As a young airman, Richard “Dick” Davis became interested in government in general. He went on to gain a wealth of knowledge overseeing towns in Franklin and Oxford counties for over 37 years.

For years Richard “Dick” Davis of East Wilton has sat behind a desk managing municipal governments, but soon he will have more time to enjoy the outdoors and his family when he retires in August as town manager in Farmington after 20 years. Submitted photo

Davis, 66,  grew up in Pittsfield and graduated from the Maine Central Institute in 1973.

He spent four years in the U.S. Air Force. After his discharge he attended the University of Maine at Orono, graduating in 1983 with a bachelor of arts degree in public management.

“Later during my career I took night classes and earned a master’s degree in public administration in 2003, also from the University of Maine, Orono,” he said.

He has served on the Maine Municipal Association’s Legislative Policy Committee for many years, as well as the board of directors for the Androscoggin Valley Council of Governments. He served for 16 years on the board of trustees of the Maine Criminal Justice Academy, as well as many other local boards and committees over the course of my career.

He will retire in August after managing the town of Farmington for 20 years.

“Farmington has been a great place to work,” he said. “The staff are very dedicated and professional.  That always makes a manager’s job easier.  I will miss them the most.”

What made you decide to become a town manager? I decided to become a town manager when I became interested in government in general as a young Airman in the mid-1970s. After returning to Maine, I decided to study political science at UMO. I soon concentrated on public management.

How many years have you been a manager and what towns have you served in? After college, I was hired as the manager of Buckfield, where I worked from 1984 to 1988. I was hired in Wilton in 1988, and served for 13½ years. In 2001, I started work in Farmington, and the rest is history  I will retire on August 27th, which will be my 20th anniversary in Farmington. In total, I have worked as a town manager for over 37 years.

Do you share your knowledge with other town managers? I do get inquiries from other managers from time to time about how to approach certain issues. I’m always glad to share what I have learned over the years. In fact, I am a Maine Town, City, and County Management Association ambassador, which means I am available to advise other managers.

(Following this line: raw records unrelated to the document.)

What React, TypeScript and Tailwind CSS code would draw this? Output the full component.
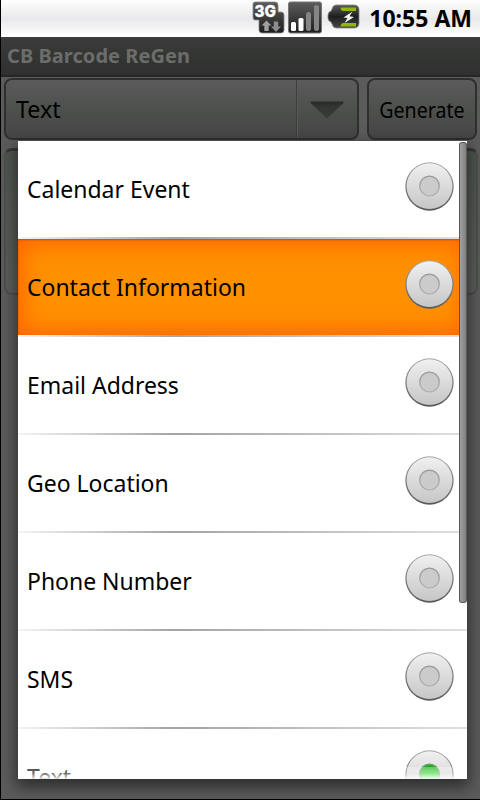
const options = [
    "Calendar Event",
    "Contact Information",
    "Email Address",
    "Geo Location",
    "Phone Number",
    "SMS",
    "Text",
]

function NetworkIcon() {
    return (
        <svg width="33" height="33" viewBox="0 0 33 33">
            <defs>
                <linearGradient id="net" x1="0" y1="0" x2="0" y2="1">
                    <stop offset="0" stopColor="#5c5c5c" />
                    <stop offset="1" stopColor="#1c1c1c" />
                </linearGradient>
            </defs>
            <path
                d="M3 1H23Q26 1 26 4V11H29Q32 11 32 14V29Q32 32 29 32H10Q7 32 7 29V19H3Q1 19 1 16V3Q1 1 3 1Z"
                fill="url(#net)"
                stroke="#888"
                strokeWidth="0.8"
            />
            <text
                x="2.5"
                y="16"
                fill="#fff"
                stroke="#fff"
                strokeWidth="0.3"
                textLength="21.5"
                lengthAdjust="spacingAndGlyphs"
                className="font-['Inter',sans-serif] text-[16px] font-extrabold"
            >
                3G
            </text>
            <path d="M14.500 19.500L19.500 24.500H16.700V30H12.300V24.500H9.500Z" fill="#a0a0a0" />
            <path d="M24 31L29 25.500H26.200V20.500H21.800V25.500H19Z" fill="#8c8c8c" />
        </svg>
    )
}

function SignalIcon() {
    return (
        <svg width="34" height="33" viewBox="0 0 34 33">
            <defs>
                <linearGradient id="sig" x1="0" y1="0" x2="0" y2="1">
                    <stop offset="0" stopColor="#5c5c5c" />
                    <stop offset="1" stopColor="#1e1e1e" />
                </linearGradient>
            </defs>
            <rect x="0.500" y="1" width="33" height="31" rx="2" fill="url(#sig)" stroke="#777" />
            <rect x="3" y="21" width="5" height="9" rx="1.500" fill="#fff" />
            <rect x="10.500" y="17" width="5" height="13" rx="1.500" fill="#fff" />
            <rect x="18" y="11" width="5" height="19" rx="2.500" fill="#858585" />
            <rect x="26" y="4" width="5" height="26" rx="2.500" fill="#858585" />
        </svg>
    )
}

function BatteryIcon() {
    return (
        <svg width="34" height="26" viewBox="0 0 34 26">
            <defs>
                <linearGradient id="bat" x1="0" y1="0" x2="0" y2="1">
                    <stop offset="0" stopColor="#5a5a5a" />
                    <stop offset="0.500" stopColor="#1e1e1e" />
                    <stop offset="1" stopColor="#484848" />
                </linearGradient>
            </defs>
            <path
                d="M9 1H27Q32 1 32 6V19Q32 24 27 24H9Q6 24 5 20L4 18Q1 17 1 14V11Q1 8 4 7L5 5Q6 1 9 1Z"
                fill="url(#bat)"
                stroke="#888"
                strokeWidth="0.800"
            />
            <path d="M13.500 3.500H29V7H16Q14 7 13.500 3.500ZM13.500 22.500Q14 19 16 19H29V22.500Z" fill="#8fb80c" />
            <path d="M25.500 7.500L16.500 13.500L20.500 14L17.500 19L27 13L22.500 12.200Z" fill="#f5f5f5" />
        </svg>
    )
}

function Radio({ checked }: { checked: boolean }) {
    return (
        <svg width="50" height="50" viewBox="0 0 50 50">
            <defs>
                <linearGradient id="disc" x1="0" y1="0" x2="0" y2="1">
                    <stop offset="0" stopColor="#f0f0f0" />
                    <stop offset="1" stopColor="#c6c6c6" />
                </linearGradient>
                <linearGradient id="rim" x1="0" y1="0" x2="0" y2="1">
                    <stop offset="0" stopColor="#a8a8a8" />
                    <stop offset="1" stopColor="#585858" />
                </linearGradient>
                <linearGradient id="ring" x1="0" y1="0" x2="0" y2="1">
                    <stop offset="0" stopColor="#999" />
                    <stop offset="1" stopColor="#b0b0b0" />
                </linearGradient>
                <linearGradient id="dotOn" x1="0" y1="0" x2="0" y2="1">
                    <stop offset="0" stopColor="#1f9a1f" />
                    <stop offset="0.400" stopColor="#30d030" />
                    <stop offset="1" stopColor="#50f050" />
                </linearGradient>
            </defs>
            <circle cx="25.500" cy="25.500" r="24.200" fill="url(#rim)" />
            <circle cx="25.500" cy="25.200" r="22.900" fill="url(#disc)" />
            <circle
                cx="25.500"
                cy="25"
                r="9.800"
                fill={checked ? "url(#dotOn)" : "#cbcbcb"}
                stroke={checked ? "#6fa06f" : "url(#ring)"}
                strokeWidth="1.300"
            />
        </svg>
    )
}

function StatusBar() {
    return (
        <div className="flex h-[37px] items-start justify-end bg-linear-to-b from-white via-[#e9e8ea] to-white pr-[8px]">
            <div className="flex pt-[1px]">
                <NetworkIcon />
                <div className="ml-[3px]">
                    <SignalIcon />
                </div>
                <div className="ml-[5px] pt-[3px]">
                    <BatteryIcon />
                </div>
            </div>
            <span className="ml-[8px] text-[23px] leading-[37px] font-bold whitespace-nowrap text-black">10:55 AM</span>
        </div>
    )
}

function OptionList() {
    return (
        <div className="absolute top-[141px] left-[17px] h-[638px] w-[449px] overflow-hidden bg-white shadow-[0_6px_14px_2px_rgba(0,0,0,0.5)]">
            {options.map((name) => (
                <div key={name}>
                    <div
                        className={
                            name === "Contact Information"
                                ? "flex h-24 items-center justify-between bg-[#ff9000] pr-[13px] pl-[9px] shadow-[inset_0_1px_2px_#b8500c,inset_0_0_22px_5px_#ff6600]"
                                : "flex h-24 items-center justify-between pr-[13px] pl-[9px]"
                        }
                    >
                        <span className="origin-left scale-x-[0.957] text-[24px] leading-8 text-black">{name}</span>
                        <div className="pb-[6px]">
                            <Radio checked={name === "Text"} />
                        </div>
                    </div>
                    <div className="h-[2px] bg-linear-to-r from-[#f4f4f4] via-[#a4a4a4] via-35% to-[#e0e0e0]" />
                </div>
            ))}
            <div className="absolute bottom-0 left-0 h-3 w-full bg-linear-to-b from-white/30 via-white/40 to-white/90" />
            <div className="absolute top-[1px] right-0 h-[461px] w-[8px] rounded-[3px] border border-[#505050]/85 bg-linear-to-r from-[#a0a0a0] to-[#808080]" />
        </div>
    )
}

export default function App() {
    return (
        <div className="relative h-[800px] w-[480px] overflow-hidden border-b border-l border-black bg-[#5b5b5b] font-['Noto_Sans','Open_Sans',sans-serif]">
            <StatusBar />
            <div className="h-10 border-b-2 border-[#262626] bg-linear-to-b from-[#3c3c3c] via-[#343633] to-[#303030] pl-[6px]">
                <h1 className="text-[20px] leading-[37px] font-bold tracking-[0.05px] text-[#6b6d6b]">CB Barcode ReGen</h1>
            </div>
            <div className="flex gap-[7px] pt-[1px] pl-[3px]">
                <div className="flex h-[62px] w-[355px] rounded-lg border-2 border-[#2e302e] bg-linear-to-b from-[#5b5b5b] via-[#4d504d] to-[#464646]">
                    <div className="flex-1 pl-[10px] text-[24px] leading-[58px] text-black">
                        <span className="inline-block origin-left scale-x-[0.97]">Text</span>
                    </div>
                    <div className="flex w-[61px] items-center justify-center border-l border-[#3c3e3c] pt-[2px] shadow-[inset_1px_0_0_#5a5c5a]">
                        <svg width="34" height="18" viewBox="0 0 34 18">
                            <defs>
                                <linearGradient id="arrow" x1="0" y1="0" x2="0" y2="1">
                                    <stop offset="0" stopColor="#282a28" />
                                    <stop offset="0.3" stopColor="#333533" />
                                    <stop offset="1" stopColor="#3a3c3a" />
                                </linearGradient>
                            </defs>
                            <path d="M0.5 0.5H33.500V2L17 17.500L0.500 2Z" fill="url(#arrow)" />
                        </svg>
                    </div>
                </div>
                <button className="ml-[1px] h-[62px] w-[110px] rounded-lg border-2 border-[#2e302e] bg-linear-to-b from-[#5b5b5b] via-[#4d504d] to-[#464646] text-[22px] text-black">
                    <span className="-mx-2 inline-block scale-x-[0.89]">Generate</span>
                </button>
            </div>
            <div className="mt-[8px] ml-[3px] h-[147px] w-[474px] rounded-lg border-2 border-t-[3px] border-[#4c4f4c] border-t-[#343634] bg-linear-to-b from-[#505550] to-[#5c5e5c]" />
            <OptionList />
        </div>
    )
}
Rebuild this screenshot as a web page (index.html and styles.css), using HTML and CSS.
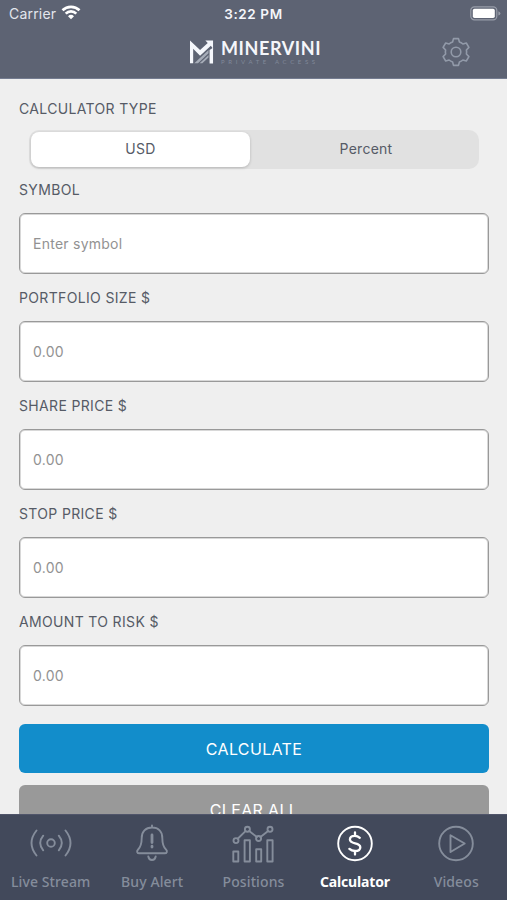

What is the best part and the worst part of being a manager? To me, the best part of being a manager is helping to improve my community and assisting residents with matters that affect them. There really is no “worst” part, although the many evening meetings can be tiresome.

What skills are needed to run a town, efficiently? Skills needed to manage a town efficiently are almost exclusively people skills.  By that I mean the ability to listen, understand, and respond to concerns, and have empathy — in short, getting along with people. A good manager should also be organized, responsive, adaptive, proactive, and have a vision for the community.  An understanding of financial practices and good communication skills are also important.

What would you say is best experience you have gained in the position? Seeing progress in addressing the town’s vast infrastructure needs. These range from seeing the construction of a town garage and salt storage building to retrofitting the police station to making sure the municipal departments are adequately equipped. I am also pleased that we have been making gradual but steady improvements to the town’s 104 miles of roads.

Do you have plans for after you retire? My plans for retirement include getting outside more, hiking, camping, and riding my bicycle. I also plan to travel with my wife, Shelly, visit friends and family, and spend time relaxing at our family camp. At some point, I may return to municipal work in some fashion, but I want to relax first and enjoy a newfound freedom.